• _Exercise_
Return, without pictures, the lines from the start of the data through the one that contains "const tabs = ['构建触发器', '构建环境', '构建', '构建后操作'];".

══════════════════════════════

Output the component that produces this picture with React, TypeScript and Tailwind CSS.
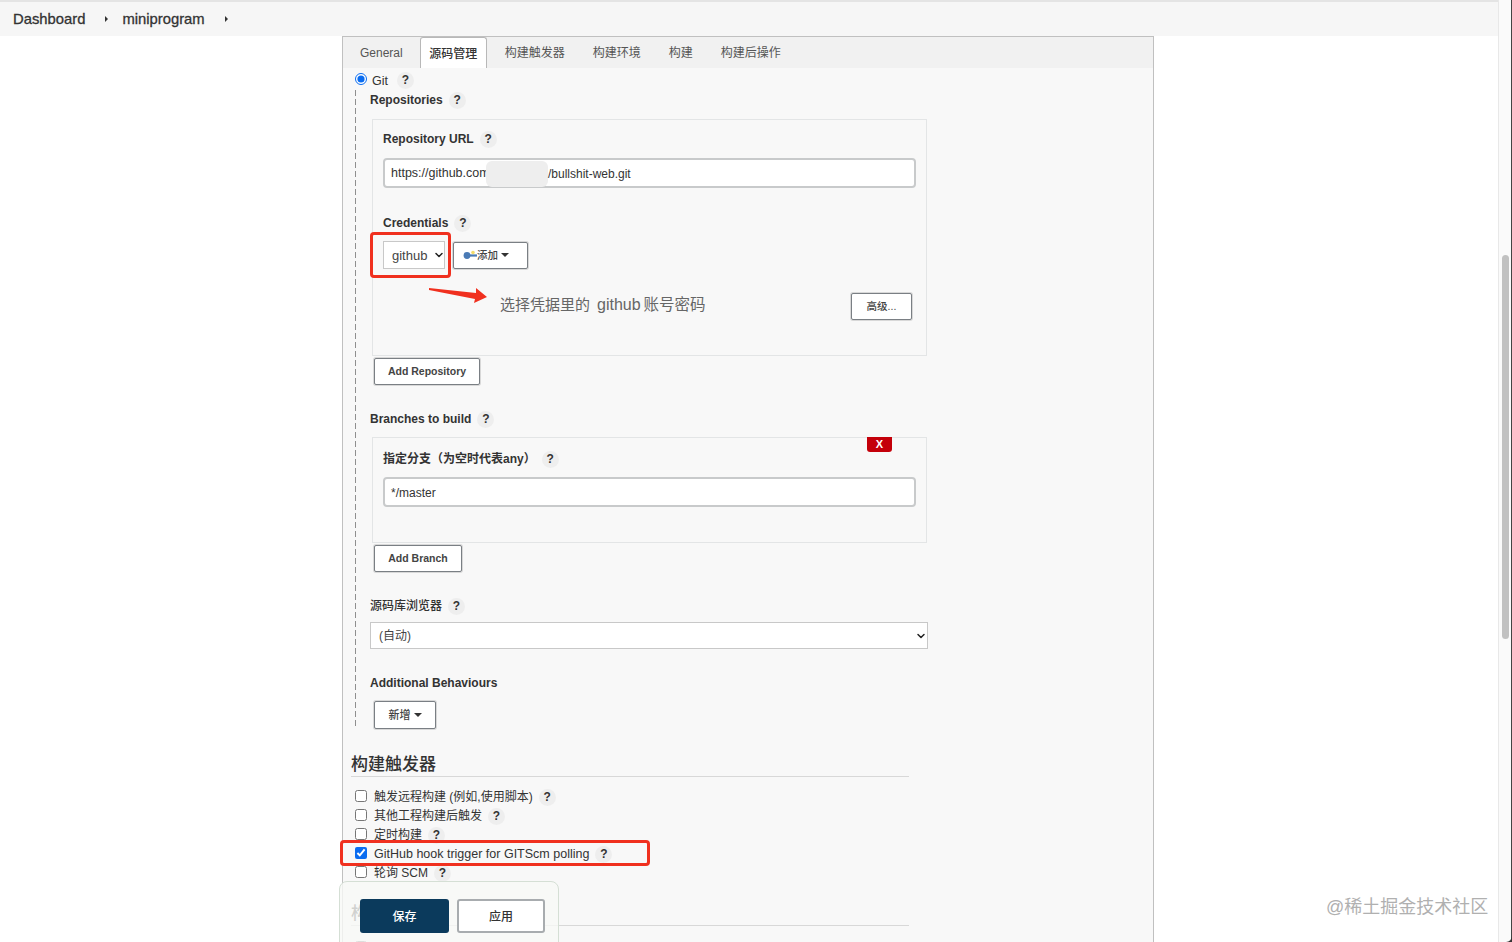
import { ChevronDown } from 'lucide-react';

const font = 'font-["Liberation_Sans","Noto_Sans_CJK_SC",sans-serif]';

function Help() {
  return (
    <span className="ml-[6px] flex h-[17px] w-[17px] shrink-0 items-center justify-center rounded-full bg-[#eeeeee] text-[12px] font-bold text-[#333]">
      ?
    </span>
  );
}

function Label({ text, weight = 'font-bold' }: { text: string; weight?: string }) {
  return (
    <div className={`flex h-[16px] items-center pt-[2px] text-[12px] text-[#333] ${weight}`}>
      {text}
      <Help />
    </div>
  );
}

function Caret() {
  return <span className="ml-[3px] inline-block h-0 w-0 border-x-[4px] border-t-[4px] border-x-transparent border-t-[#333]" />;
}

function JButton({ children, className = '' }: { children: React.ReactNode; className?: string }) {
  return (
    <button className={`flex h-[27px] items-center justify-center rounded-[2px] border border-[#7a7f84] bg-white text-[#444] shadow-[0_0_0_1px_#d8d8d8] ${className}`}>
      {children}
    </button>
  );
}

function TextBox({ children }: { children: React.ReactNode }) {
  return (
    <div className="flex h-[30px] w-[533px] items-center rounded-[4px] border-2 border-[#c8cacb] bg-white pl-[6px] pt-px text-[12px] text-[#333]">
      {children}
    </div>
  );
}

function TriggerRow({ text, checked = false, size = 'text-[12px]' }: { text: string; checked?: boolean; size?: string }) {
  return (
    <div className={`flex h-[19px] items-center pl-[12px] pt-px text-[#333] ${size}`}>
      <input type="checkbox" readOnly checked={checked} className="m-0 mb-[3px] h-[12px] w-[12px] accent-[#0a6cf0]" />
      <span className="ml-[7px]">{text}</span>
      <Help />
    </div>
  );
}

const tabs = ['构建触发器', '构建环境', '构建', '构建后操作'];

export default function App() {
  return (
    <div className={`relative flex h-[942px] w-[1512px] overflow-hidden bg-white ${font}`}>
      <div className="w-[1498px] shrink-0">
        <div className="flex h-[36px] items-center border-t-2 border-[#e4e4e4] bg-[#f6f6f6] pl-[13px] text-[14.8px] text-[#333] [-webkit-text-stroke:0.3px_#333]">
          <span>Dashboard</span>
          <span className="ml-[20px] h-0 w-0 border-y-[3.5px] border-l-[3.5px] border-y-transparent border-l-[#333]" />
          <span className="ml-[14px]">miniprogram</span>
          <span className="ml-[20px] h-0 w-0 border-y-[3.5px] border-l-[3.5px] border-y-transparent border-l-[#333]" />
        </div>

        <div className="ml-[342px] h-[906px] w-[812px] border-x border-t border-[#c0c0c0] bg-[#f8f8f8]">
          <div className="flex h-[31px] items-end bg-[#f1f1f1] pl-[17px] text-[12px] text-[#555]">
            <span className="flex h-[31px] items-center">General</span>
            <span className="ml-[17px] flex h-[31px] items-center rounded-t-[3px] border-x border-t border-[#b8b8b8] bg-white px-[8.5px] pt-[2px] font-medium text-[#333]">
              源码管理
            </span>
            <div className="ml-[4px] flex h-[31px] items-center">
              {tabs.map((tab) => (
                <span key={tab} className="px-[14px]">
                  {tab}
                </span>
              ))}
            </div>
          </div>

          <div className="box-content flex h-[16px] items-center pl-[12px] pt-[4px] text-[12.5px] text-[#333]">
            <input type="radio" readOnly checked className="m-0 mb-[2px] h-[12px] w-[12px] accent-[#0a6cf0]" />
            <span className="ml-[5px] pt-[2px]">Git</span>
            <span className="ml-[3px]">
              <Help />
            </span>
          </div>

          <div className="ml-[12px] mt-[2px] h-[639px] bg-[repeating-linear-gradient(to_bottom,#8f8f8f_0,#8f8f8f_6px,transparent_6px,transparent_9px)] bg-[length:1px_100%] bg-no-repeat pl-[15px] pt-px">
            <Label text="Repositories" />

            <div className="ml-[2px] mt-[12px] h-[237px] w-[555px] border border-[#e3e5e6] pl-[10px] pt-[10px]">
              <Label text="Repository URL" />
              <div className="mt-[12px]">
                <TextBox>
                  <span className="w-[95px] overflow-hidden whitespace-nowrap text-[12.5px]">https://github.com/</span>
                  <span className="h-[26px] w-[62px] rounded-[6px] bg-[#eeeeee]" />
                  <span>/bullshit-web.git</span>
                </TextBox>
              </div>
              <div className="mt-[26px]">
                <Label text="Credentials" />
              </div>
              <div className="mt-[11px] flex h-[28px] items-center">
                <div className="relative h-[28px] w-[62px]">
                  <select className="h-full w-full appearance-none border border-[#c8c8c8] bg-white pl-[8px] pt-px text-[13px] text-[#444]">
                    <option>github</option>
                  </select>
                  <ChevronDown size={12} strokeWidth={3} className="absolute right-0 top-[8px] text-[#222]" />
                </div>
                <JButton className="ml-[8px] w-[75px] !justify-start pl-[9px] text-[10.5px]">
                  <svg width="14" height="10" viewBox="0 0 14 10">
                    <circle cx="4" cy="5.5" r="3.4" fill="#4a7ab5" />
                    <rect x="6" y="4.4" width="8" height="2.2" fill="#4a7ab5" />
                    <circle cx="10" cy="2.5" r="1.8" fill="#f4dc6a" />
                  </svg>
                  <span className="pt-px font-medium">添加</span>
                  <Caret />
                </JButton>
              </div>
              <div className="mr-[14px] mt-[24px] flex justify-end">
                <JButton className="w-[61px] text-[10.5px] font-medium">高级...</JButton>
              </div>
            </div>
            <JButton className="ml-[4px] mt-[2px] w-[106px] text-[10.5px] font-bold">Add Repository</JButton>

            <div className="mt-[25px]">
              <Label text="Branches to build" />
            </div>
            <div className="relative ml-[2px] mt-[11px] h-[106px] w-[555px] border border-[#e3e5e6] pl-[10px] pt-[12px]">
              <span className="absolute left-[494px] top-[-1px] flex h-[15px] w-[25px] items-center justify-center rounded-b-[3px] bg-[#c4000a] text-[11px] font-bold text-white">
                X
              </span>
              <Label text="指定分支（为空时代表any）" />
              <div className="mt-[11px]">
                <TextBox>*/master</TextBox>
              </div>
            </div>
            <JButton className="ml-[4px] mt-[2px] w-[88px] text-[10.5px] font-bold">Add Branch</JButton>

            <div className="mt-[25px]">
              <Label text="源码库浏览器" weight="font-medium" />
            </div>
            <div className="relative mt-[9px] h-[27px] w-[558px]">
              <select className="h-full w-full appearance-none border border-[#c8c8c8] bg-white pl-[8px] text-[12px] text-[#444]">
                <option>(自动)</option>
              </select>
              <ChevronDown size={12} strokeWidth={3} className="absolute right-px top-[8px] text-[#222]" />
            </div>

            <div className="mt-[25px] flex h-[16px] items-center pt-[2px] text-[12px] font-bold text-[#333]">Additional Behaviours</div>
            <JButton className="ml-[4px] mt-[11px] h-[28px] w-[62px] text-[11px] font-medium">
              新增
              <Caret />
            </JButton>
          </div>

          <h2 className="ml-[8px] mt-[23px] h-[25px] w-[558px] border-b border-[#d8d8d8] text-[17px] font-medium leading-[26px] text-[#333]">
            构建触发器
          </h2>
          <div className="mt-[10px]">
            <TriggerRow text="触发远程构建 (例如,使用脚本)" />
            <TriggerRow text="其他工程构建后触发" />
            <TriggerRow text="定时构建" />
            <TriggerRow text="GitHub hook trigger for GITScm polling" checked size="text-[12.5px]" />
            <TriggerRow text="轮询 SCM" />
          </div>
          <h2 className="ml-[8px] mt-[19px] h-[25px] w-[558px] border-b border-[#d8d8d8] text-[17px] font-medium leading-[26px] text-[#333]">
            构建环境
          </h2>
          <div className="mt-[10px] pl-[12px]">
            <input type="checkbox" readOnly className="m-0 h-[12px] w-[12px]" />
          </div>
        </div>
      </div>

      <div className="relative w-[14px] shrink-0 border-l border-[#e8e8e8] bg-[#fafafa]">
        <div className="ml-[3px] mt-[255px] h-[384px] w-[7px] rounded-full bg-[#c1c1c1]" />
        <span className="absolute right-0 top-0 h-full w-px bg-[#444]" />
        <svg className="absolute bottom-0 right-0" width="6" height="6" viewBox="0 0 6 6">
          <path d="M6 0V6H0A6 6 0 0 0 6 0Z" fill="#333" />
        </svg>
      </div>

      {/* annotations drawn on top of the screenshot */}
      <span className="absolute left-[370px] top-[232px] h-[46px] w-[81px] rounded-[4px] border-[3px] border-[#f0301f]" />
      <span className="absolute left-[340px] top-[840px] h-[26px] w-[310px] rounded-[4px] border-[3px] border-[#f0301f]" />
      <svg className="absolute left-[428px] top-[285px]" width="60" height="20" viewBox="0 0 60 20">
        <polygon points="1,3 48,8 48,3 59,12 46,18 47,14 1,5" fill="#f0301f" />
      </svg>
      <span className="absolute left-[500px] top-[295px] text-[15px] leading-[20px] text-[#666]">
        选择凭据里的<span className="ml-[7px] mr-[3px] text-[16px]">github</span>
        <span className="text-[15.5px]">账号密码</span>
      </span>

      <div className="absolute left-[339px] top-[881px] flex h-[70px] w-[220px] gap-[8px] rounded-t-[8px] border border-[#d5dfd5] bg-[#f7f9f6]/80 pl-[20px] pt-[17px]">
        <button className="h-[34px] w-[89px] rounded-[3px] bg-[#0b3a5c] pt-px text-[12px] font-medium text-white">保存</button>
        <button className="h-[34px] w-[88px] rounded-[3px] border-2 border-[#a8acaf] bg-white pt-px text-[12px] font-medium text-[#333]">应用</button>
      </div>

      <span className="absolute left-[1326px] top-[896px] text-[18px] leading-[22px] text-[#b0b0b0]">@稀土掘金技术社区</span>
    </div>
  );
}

══════════════════════════════

• _Worked answer_
Output the component that produces this picture with React, TypeScript and Tailwind CSS.
import { ChevronDown } from 'lucide-react';

const font = 'font-["Liberation_Sans","Noto_Sans_CJK_SC",sans-serif]';

function Help() {
  return (
    <span className="ml-[6px] flex h-[17px] w-[17px] shrink-0 items-center justify-center rounded-full bg-[#eeeeee] text-[12px] font-bold text-[#333]">
      ?
    </span>
  );
}

function Label({ text, weight = 'font-bold' }: { text: string; weight?: string }) {
  return (
    <div className={`flex h-[16px] items-center pt-[2px] text-[12px] text-[#333] ${weight}`}>
      {text}
      <Help />
    </div>
  );
}

function Caret() {
  return <span className="ml-[3px] inline-block h-0 w-0 border-x-[4px] border-t-[4px] border-x-transparent border-t-[#333]" />;
}

function JButton({ children, className = '' }: { children: React.ReactNode; className?: string }) {
  return (
    <button className={`flex h-[27px] items-center justify-center rounded-[2px] border border-[#7a7f84] bg-white text-[#444] shadow-[0_0_0_1px_#d8d8d8] ${className}`}>
      {children}
    </button>
  );
}

function TextBox({ children }: { children: React.ReactNode }) {
  return (
    <div className="flex h-[30px] w-[533px] items-center rounded-[4px] border-2 border-[#c8cacb] bg-white pl-[6px] pt-px text-[12px] text-[#333]">
      {children}
    </div>
  );
}

function TriggerRow({ text, checked = false, size = 'text-[12px]' }: { text: string; checked?: boolean; size?: string }) {
  return (
    <div className={`flex h-[19px] items-center pl-[12px] pt-px text-[#333] ${size}`}>
      <input type="checkbox" readOnly checked={checked} className="m-0 mb-[3px] h-[12px] w-[12px] accent-[#0a6cf0]" />
      <span className="ml-[7px]">{text}</span>
      <Help />
    </div>
  );
}

const tabs = ['构建触发器', '构建环境', '构建', '构建后操作'];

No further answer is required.